- Born: 1779 Dublin, Ireland
- Died: 1840 (aged 60–61)
- Known for: The Oldham coupler

= John Oldham (engineer) =

John Oldham (1779–1840) was an Irish engineer, now best known for the Oldham coupler.

==Life==
Born in Dublin, Oldham was apprenticed to an engraver there, but then became a miniature-painter. He invented a numbering machine, which in 1809 he unsuccessfully offered to the bank of Newry for numbering their banknotes. In 1812 the machine was adopted by the Bank of Ireland, and he received the appointment of engineer and chief engraver.

In 1837 Oldham entered the service of the Bank of England, where he introduced improvements in the machinery for printing and numbering banknotes. This machinery continued in use until 1852–3, when the system of surface-printing was adopted. He died at his house in Montagu Street, Russell Square, London, on 14 February 1840.

==Engineer==
Oldham also paid attention to marine propulsion, and in 1817 he obtained a patent (No. 4169) for propelling ships by means of paddles worked by a steam-engine, an attempt to imitate the motion of a paddle when used by a human. In 1820 he patented a further improvement (No. 4249), the paddles being placed on a shaft across the ship, and caused to revolve, being feathered by an adaptation of the gearing used in the former patent. It was used in the Aaron Manby, the first seagoing iron ship. A further development of the idea resulted in the construction of a feathering paddle-wheel, which was patented in 1827 (No. 5455).
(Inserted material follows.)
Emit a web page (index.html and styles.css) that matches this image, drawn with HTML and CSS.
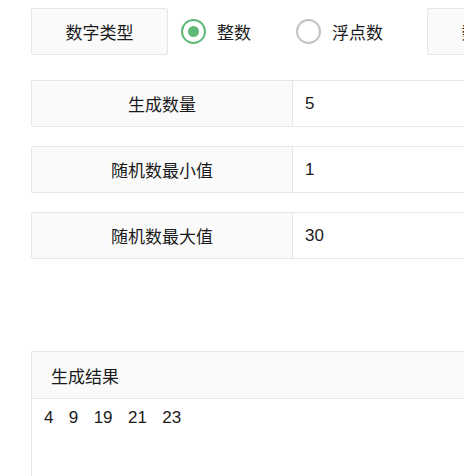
FILE: index.html
```html
<!DOCTYPE html>
<html lang="zh">
<head>
<meta charset="utf-8">
<link rel="stylesheet" href="styles.css">
</head>
<body>
<div class="page">
  <div class="type-row">
    <div class="pane-label">数字类型</div>
    <div class="radios">
      <label class="radio checked"><span class="ring"><span class="dot"></span></span><span class="radio-text">整数</span></label>
      <label class="radio"><span class="ring"></span><span class="radio-text">浮点数</span></label>
    </div>
    <div class="pane-label">数字位数</div>
  </div>

  <div class="field">
    <div class="field-label">生成数量</div>
    <div class="field-value">5</div>
  </div>
  <div class="field">
    <div class="field-label">随机数最小值</div>
    <div class="field-value">1</div>
  </div>
  <div class="field">
    <div class="field-label">随机数最大值</div>
    <div class="field-value">30</div>
  </div>

  <div class="card">
    <div class="card-header">生成结果</div>
    <div class="card-body">4   9   19   21   23   </div>
  </div>
</div>
</body>
</html>
```

FILE: styles.css
```css
html, body {
  margin: 0;
  padding: 0;
  background: #fff;
  overflow: hidden;
}
body {
  font-family: "Liberation Sans", "Noto Sans CJK SC", sans-serif;
  font-size: 17px;
  color: #1a1a1a;
}
.page {
  padding: 8px 0 0 31px;
  width: 700px;
}
.type-row {
  display: flex;
  align-items: center;
  height: 47px;
}
.pane-label {
  box-sizing: border-box;
  width: 137px;
  height: 47px;
  flex: none;
  border: 1px solid #e6e6e6;
  border-radius: 2px;
  background: #fafafa;
  display: flex;
  align-items: center;
  justify-content: center;
}
.radios {
  display: flex;
  align-items: center;
  padding-left: 13px;
  padding-right: 44px;
}
.radio {
  display: flex;
  align-items: center;
  margin-right: 45px;
}
.radio:last-child { margin-right: 0; }
.ring {
  box-sizing: border-box;
  width: 25px;
  height: 25px;
  border-radius: 50%;
  border: 2px solid #c2c2c2;
  display: flex;
  align-items: center;
  justify-content: center;
}
.radio.checked .ring { border-color: #5fb878; }
.dot {
  width: 11px;
  height: 11px;
  border-radius: 50%;
  background: #5fb878;
}
.radio-text {
  margin-left: 11px;
}
.field {
  display: flex;
  box-sizing: border-box;
  height: 47px;
  margin-top: 19px;
  border: 1px solid #e6e6e6;
  border-radius: 2px;
  width: 640px;
}
.type-row + .field { margin-top: 25px; }
.field-label {
  box-sizing: border-box;
  width: 261px;
  flex: none;
  background: #fafafa;
  border-right: 1px solid #e6e6e6;
  display: flex;
  align-items: center;
  justify-content: center;
}
.field-value {
  display: flex;
  align-items: center;
  padding-left: 12px;
}
.card {
  margin-top: 92px;
  border: 1px solid #e6e6e6;
  border-radius: 2px;
  width: 640px;
  height: 200px;
}
.card-header {
  box-sizing: border-box;
  height: 47px;
  background: #fafafa;
  border-bottom: 1px solid #e6e6e6;
  display: flex;
  align-items: center;
  padding-left: 19px;
}
.card-body {
  padding: 8px 12px;
  white-space: pre;
  line-height: 22px;
  word-spacing: 0.4px;
}
```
Oldham's system of warming buildings, introduced into the Bank of Ireland, and subsequently into the Bank of England, was described in the Civil Engineer and Architect's Journal, 1839, p. 96.

==Family==
Oldham left a family of 17 children. His eldest son, Thomas Oldham (1801–1851), succeeded to his father's place at the bank. He was elected an associate of the Institution of Civil Engineers on 2 March 1841, and in 1842 he read a paper "On the Introduction of Letterpress Printing for numbering and dating the Notes of the Bank of England" (Proceedings, 1842, p. 166), and in the following year he contributed "A Description of the Automatic Balance at the Bank of England invented by W. Cotton" (Proceedings, 1843, p. 121). For the latter he received a Telford medal. He died at Brussels on 7 November 1851.